Now, looking at your examples:
{{{#!hs
type family E1 a = r | r -> a where
E1 Int = Int -- 1
E1 a = a -- 2
}}}
When my algorithm reaches (2) it will attempt to unify `a` with RHS of
equation (1). It will succeed with substitution `[ a -> Int ]`. It will
apply that substitution to the LHS of (2) and proceed with checking
whether after substitution this equation is subsumed (?) by any of the
earlier ones. Clearly, it is by the first equation and since this is the
last equation we declare `E1` to be injective. In other words I know that
(2) will never produce an `Int` since this will equation will never be
reached for `a` equal to `Int`.
Now `E2`:
{{{#!hs
type family E2 (a:: Bool) = r | r -> a where
E2 False = True
E2 True = False
E2 a = False
}}}
I consider almost identical example on the wiki:
{{{#!hs
type family Bak a = r | r -> a where
Bak Int = Char
Bak Char = Int
Bak a = a
}}}
The difference is the RHS of the last equation: a concrete type in your
example, a type variable in mine. Yet I believe that both examples are
intended to demonstrate the same problem - see discussion below that
example.
> In `IdNat` and `NatToMaybe`, unification fails before seeing the
recursive use of the type family.
Right. I assumed that noticing that allows us to conlcude that equations
of `IdNat` and `NatToMaybe` produce distinct types and thus these type
families are injective.
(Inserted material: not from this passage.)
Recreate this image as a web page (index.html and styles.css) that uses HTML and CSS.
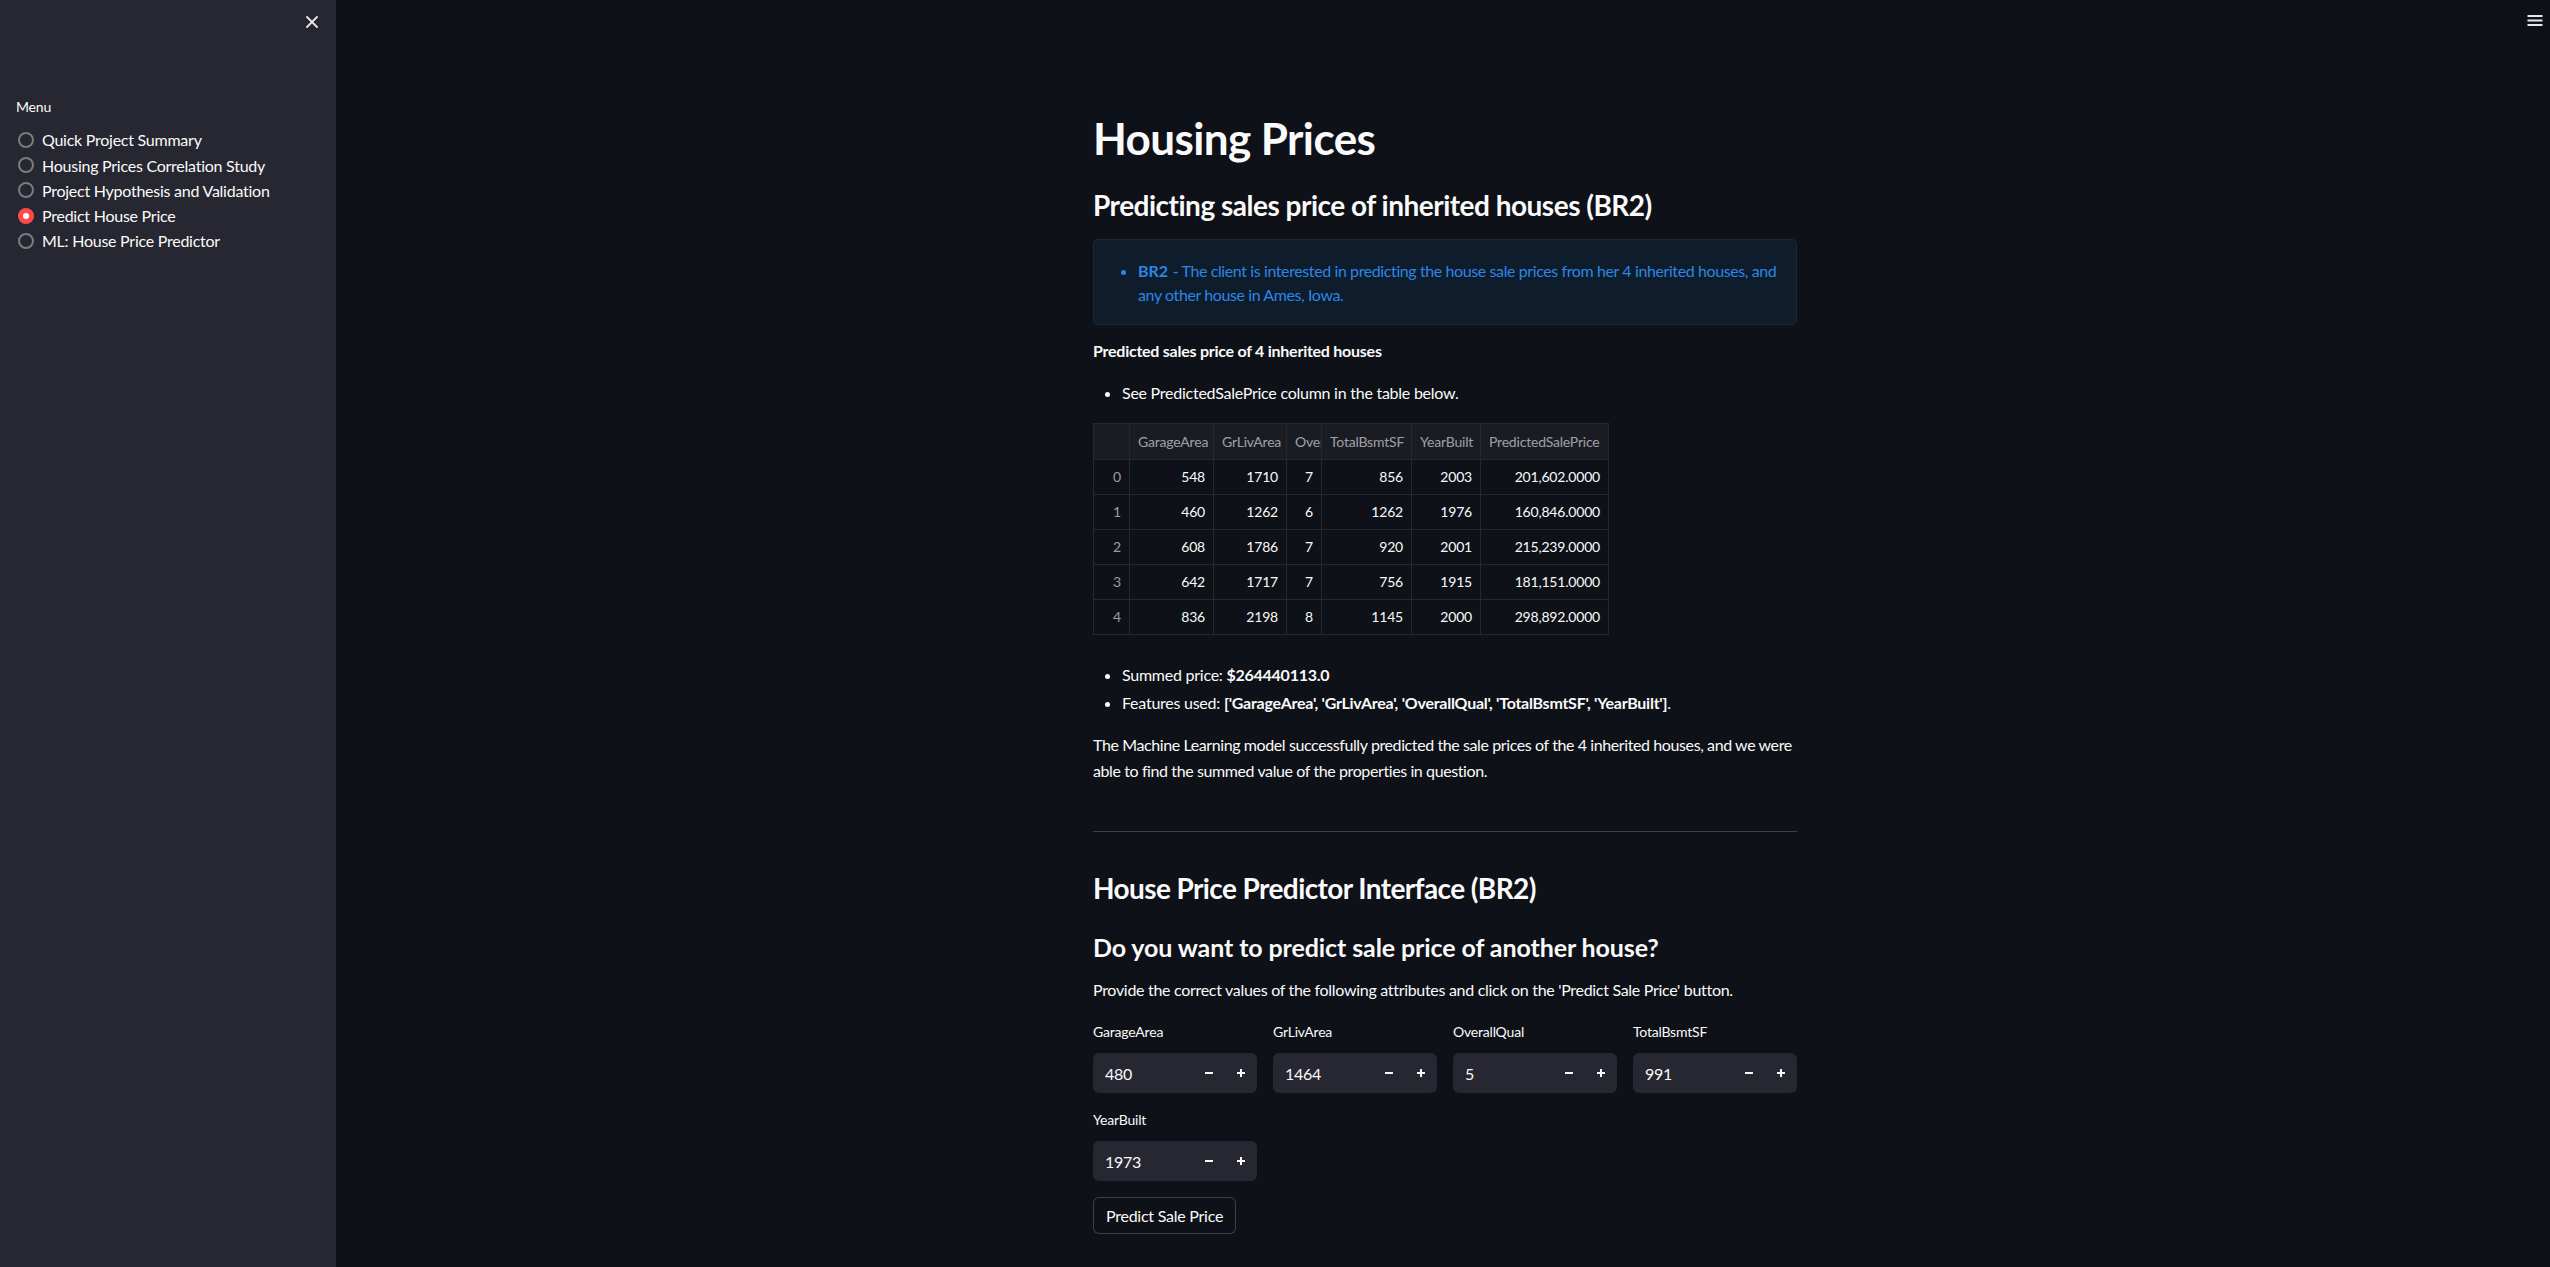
FILE: index.html
```html
<!DOCTYPE html>
<html lang="en">
<head>
<meta charset="utf-8">
<title>Predict House Price</title>
<link rel="stylesheet" href="styles.css">
</head>
<body>
<div class="app">
  <aside class="sidebar">
    <div class="sb-top">
      <button class="close-btn" aria-label="Close sidebar">
        <svg width="12" height="12" viewBox="0 0 12 12"><path d="M1 1L11 11M11 1L1 11" stroke="#e6e6e6" stroke-width="1.8" stroke-linecap="round"/></svg>
      </button>
    </div>
    <div class="sb-label">Menu</div>
    <div class="radios">
      <div class="radio"><span class="dot"></span><span>Quick Project Summary</span></div>
      <div class="radio"><span class="dot"></span><span>Housing Prices Correlation Study</span></div>
      <div class="radio"><span class="dot"></span><span>Project Hypothesis and Validation</span></div>
      <div class="radio checked"><span class="dot"></span><span>Predict House Price</span></div>
      <div class="radio"><span class="dot"></span><span>ML: House Price Predictor</span></div>
    </div>
  </aside>
  <main class="main">
    <div class="hamburger">
      <svg width="16" height="12" viewBox="0 0 16 12"><path d="M0.5 1H15.5M0.5 5.5H15.5M0.5 10H15.5" stroke="#e8e8e8" stroke-width="1.8"/></svg>
    </div>
    <div class="block">
      <h1 class="h1">Housing Prices</h1>
      <h3 class="h3 h3a">Predicting sales price of inherited houses (BR2)</h3>
      <div class="info">
        <ul class="info-list">
          <li><b>BR2</b> - The client is interested in predicting the house sale prices from her 4 inherited houses, and any other house in Ames, Iowa.</li>
        </ul>
      </div>
      <p class="bold-p"><b>Predicted sales price of 4 inherited houses</b></p>
      <ul class="list list1">
        <li>See PredictedSalePrice column in the table below.</li>
      </ul>
      <table class="df">
        <colgroup>
          <col class="c1"><col class="c2"><col class="c3"><col class="c4"><col class="c5"><col class="c6"><col class="c7">
        </colgroup>
        <thead>
          <tr><th></th><th>GarageArea</th><th>GrLivArea</th><th>OverallQual</th><th>TotalBsmtSF</th><th>YearBuilt</th><th>PredictedSalePrice</th></tr>
        </thead>
        <tbody>
          <tr><td class="idx">0</td><td>548</td><td>1710</td><td>7</td><td>856</td><td>2003</td><td>201,602.0000</td></tr>
          <tr><td class="idx">1</td><td>460</td><td>1262</td><td>6</td><td>1262</td><td>1976</td><td>160,846.0000</td></tr>
          <tr><td class="idx">2</td><td>608</td><td>1786</td><td>7</td><td>920</td><td>2001</td><td>215,239.0000</td></tr>
          <tr><td class="idx">3</td><td>642</td><td>1717</td><td>7</td><td>756</td><td>1915</td><td>181,151.0000</td></tr>
          <tr><td class="idx">4</td><td>836</td><td>2198</td><td>8</td><td>1145</td><td>2000</td><td>298,892.0000</td></tr>
        </tbody>
      </table>
      <ul class="list list2">
        <li>Summed price: <b>$264440113.0</b></li>
        <li>Features used: <b>['GarageArea', 'GrLivArea', 'OverallQual', 'TotalBsmtSF', 'YearBuilt']</b>.</li>
      </ul>
      <p class="para">The Machine Learning model successfully predicted the sale prices of the 4 inherited houses, and we were able to find the summed value of the properties in question.</p>
      <hr class="divider">
      <h3 class="h3 h3b">House Price Predictor Interface (BR2)</h3>
      <h4 class="h4">Do you want to predict sale price of another house?</h4>
      <p class="para provide">Provide the correct values of the following attributes and click on the 'Predict Sale Price' button.</p>
      <div class="inputs">
        <div class="field">
          <label class="lbl">GarageArea</label>
          <div class="num"><span class="val">480</span><span class="step"><svg width="10" height="10" viewBox="0 0 10 10"><path d="M1 5H9" stroke="#fafafa" stroke-width="2"/></svg></span><span class="step"><svg width="10" height="10" viewBox="0 0 10 10"><path d="M1 5H9M5 1V9" stroke="#fafafa" stroke-width="2"/></svg></span></div>
        </div>
        <div class="field">
          <label class="lbl">GrLivArea</label>
          <div class="num"><span class="val">1464</span><span class="step"><svg width="10" height="10" viewBox="0 0 10 10"><path d="M1 5H9" stroke="#fafafa" stroke-width="2"/></svg></span><span class="step"><svg width="10" height="10" viewBox="0 0 10 10"><path d="M1 5H9M5 1V9" stroke="#fafafa" stroke-width="2"/></svg></span></div>
        </div>
        <div class="field">
          <label class="lbl">OverallQual</label>
          <div class="num"><span class="val">5</span><span class="step"><svg width="10" height="10" viewBox="0 0 10 10"><path d="M1 5H9" stroke="#fafafa" stroke-width="2"/></svg></span><span class="step"><svg width="10" height="10" viewBox="0 0 10 10"><path d="M1 5H9M5 1V9" stroke="#fafafa" stroke-width="2"/></svg></span></div>
        </div>
        <div class="field">
          <label class="lbl">TotalBsmtSF</label>
          <div class="num"><span class="val">991</span><span class="step"><svg width="10" height="10" viewBox="0 0 10 10"><path d="M1 5H9" stroke="#fafafa" stroke-width="2"/></svg></span><span class="step"><svg width="10" height="10" viewBox="0 0 10 10"><path d="M1 5H9M5 1V9" stroke="#fafafa" stroke-width="2"/></svg></span></div>
        </div>
      </div>
      <div class="inputs row2">
        <div class="field">
          <label class="lbl">YearBuilt</label>
          <div class="num"><span class="val">1973</span><span class="step"><svg width="10" height="10" viewBox="0 0 10 10"><path d="M1 5H9" stroke="#fafafa" stroke-width="2"/></svg></span><span class="step"><svg width="10" height="10" viewBox="0 0 10 10"><path d="M1 5H9M5 1V9" stroke="#fafafa" stroke-width="2"/></svg></span></div>
        </div>
      </div>
      <button class="btn">Predict Sale Price</button>
    </div>
  </main>
</div>
</body>
</html>
```
FILE: styles.css
```css
html, body {
  margin: 0;
  padding: 0;
  height: 100%;
  overflow: hidden;
  background: #0e1117;
  color: #fafafa;
  font-family: Lato, "Noto Sans", sans-serif;
  font-size: 16px;
}

.app {
  display: flex;
  height: 100vh;
}

/* Sidebar */
.sidebar {
  width: 336px;
  flex: 0 0 336px;
  background: #262730;
  box-sizing: border-box;
  padding: 0 16px;
}

.sb-top {
  height: 96px;
  display: flex;
  justify-content: flex-end;
  align-items: flex-start;
  margin-right: -4px;
  padding-top: 10px;
  box-sizing: border-box;
}

.close-btn {
  width: 24px;
  height: 24px;
  border: none;
  background: transparent;
  padding: 0;
  display: flex;
  align-items: center;
  justify-content: center;
}

.sb-label {
  font-size: 14px;
  line-height: 22.4px;
  letter-spacing: -0.2px;
}

.radios {
  margin-top: 9px;
  display: flex;
  flex-direction: column;
}

.radio {
  display: flex;
  align-items: center;
  gap: 8px;
  line-height: 25.2px;
  height: 25.2px;
  font-size: 16px;
  letter-spacing: -0.25px;
}

.dot {
  width: 16px;
  height: 16px;
  box-sizing: border-box;
  border-radius: 50%;
  border: 2px solid rgba(250, 250, 250, 0.4);
  margin-left: 2px;
  flex: 0 0 16px;
  display: flex;
  align-items: center;
  justify-content: center;
}

.radio.checked .dot {
  border-color: #ff4b4b;
  background: #ff4b4b;
}

.radio.checked .dot::after {
  content: "";
  width: 6px;
  height: 6px;
  border-radius: 50%;
  background: #ffffff;
}

/* Main */
.main {
  flex: 1;
  position: relative;
  padding-left: 4px;
}

.hamburger {
  position: absolute;
  top: 15px;
  right: 7px;
  width: 16px;
  height: 12px;
}

.hamburger svg {
  display: block;
}

.block {
  width: 704px;
  margin: 0 auto;
  padding-top: 112px;
  letter-spacing: -0.25px;
}

.h1 {
  margin: 0;
  font-size: 44px;
  line-height: 52.8px;
  font-weight: 700;
  letter-spacing: -0.6px;
}

.h3 {
  margin: 0;
  font-size: 28px;
  line-height: 33.6px;
  font-weight: 700;
  letter-spacing: -0.5px;
}

.h3a { margin-top: 24.4px; }
.h3b { margin-top: 40.2px; letter-spacing: -0.6px; }

.h4 {
  margin: 27.8px 0 0;
  font-size: 25px;
  line-height: 28.8px;
  font-weight: 700;
  letter-spacing: -0.1px;
}

.info {
  margin-top: 16.2px;
  height: 86px;
  box-sizing: border-box;
  background: #0f1c2b;
  border: 1px solid #1a293c;
  border-radius: 5px;
  padding: 19px 8px 0 16px;
  color: #2a87e6;
}

.info-list {
  margin: 0;
  padding-left: 28px;
  line-height: 24.5px;
  letter-spacing: -0.4px;
}

.info-list b {
  font-weight: 700;
  letter-spacing: 0;
  margin-right: 1px;
}

.bold-p {
  margin: 13.2px 0 0;
  line-height: 25.6px;
}

.list {
  margin: 0;
  padding-left: 29px;
  line-height: 25.6px;
}

.list1 { margin-top: 16.4px; }
.list2 { margin-top: 27.2px; }
.list2 li + li { margin-top: 1.8px; }

.df {
  margin-top: 17.2px;
  border-collapse: collapse;
  table-layout: fixed;
  width: 515px;
  font-size: 14px;
  letter-spacing: -0.2px;
}

.c1 { width: 36px; }
.c2 { width: 84px; }
.c3 { width: 73px; }
.c4 { width: 35px; }
.c5 { width: 90px; }
.c6 { width: 69px; }
.c7 { width: 128px; }

.df th, .df td {
  border: 1px solid #26282e;
  padding: 0 8px;
  white-space: nowrap;
  overflow: hidden;
  text-overflow: clip;
}

.df th {
  height: 35px;
  padding: 0 0 0 8px;
  background: #1a1c24;
  color: rgba(250, 250, 250, 0.6);
  font-weight: 400;
  text-align: left;
}

.df td {
  height: 34px;
  text-align: right;
  color: #fafafa;
}

.df td.idx {
  color: rgba(250, 250, 250, 0.6);
}

.para {
  margin: 17px 0 0;
  line-height: 25.6px;
  letter-spacing: -0.4px;
}

.divider {
  margin: 47.6px 0 0;
  border: none;
  height: 1px;
  background: rgba(250, 250, 250, 0.2);
}

.provide { margin-top: 14.8px; letter-spacing: -0.3px; }

.inputs {
  display: grid;
  grid-template-columns: repeat(4, 164px);
  column-gap: 16px;
  margin-top: 18px;
}

.inputs.row2 { margin-top: 16px; }

.field {
  display: flex;
  flex-direction: column;
}

.lbl {
  font-size: 14px;
  line-height: 22.4px;
  letter-spacing: -0.2px;
}

.num {
  margin-top: 10px;
  height: 40px;
  background: #262730;
  border-radius: 6px;
  display: flex;
  align-items: center;
}

.val {
  flex: 1;
  padding-left: 12px;
  font-size: 16px;
}

.step {
  width: 32px;
  height: 40px;
  display: flex;
  align-items: center;
  justify-content: center;
}

.step svg { display: block; }

.btn {
  margin-top: 16px;
  height: 37px;
  padding: 0 12px;
  background: #0e1117;
  color: #fafafa;
  border: 1px solid rgba(250, 250, 250, 0.2);
  border-radius: 6px;
  font-family: Lato, "Noto Sans", sans-serif;
  font-size: 16px;
  letter-spacing: -0.25px;
}
```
Your reasoning in that whole paragraph completely
agrees with mine.
> But I'd want a proof first.
Agreed. As I said, I've been unable to produce a counter-example but that
doesn't meant that one does not exist.
I have a question about closed type families paper. Paragraph just after
Candidate Rule 2 (section 3.2, page 3) says: "As a notational convention,
apart(ρ, τ) considers the lists ρ and τ as tuples of types; the apartness
check does ''not'' go element-by-element.", where "not" is emphasized. Why
is this important? Seems like the choice of representing patterns and
types as tuples or lists is just an implementation detail.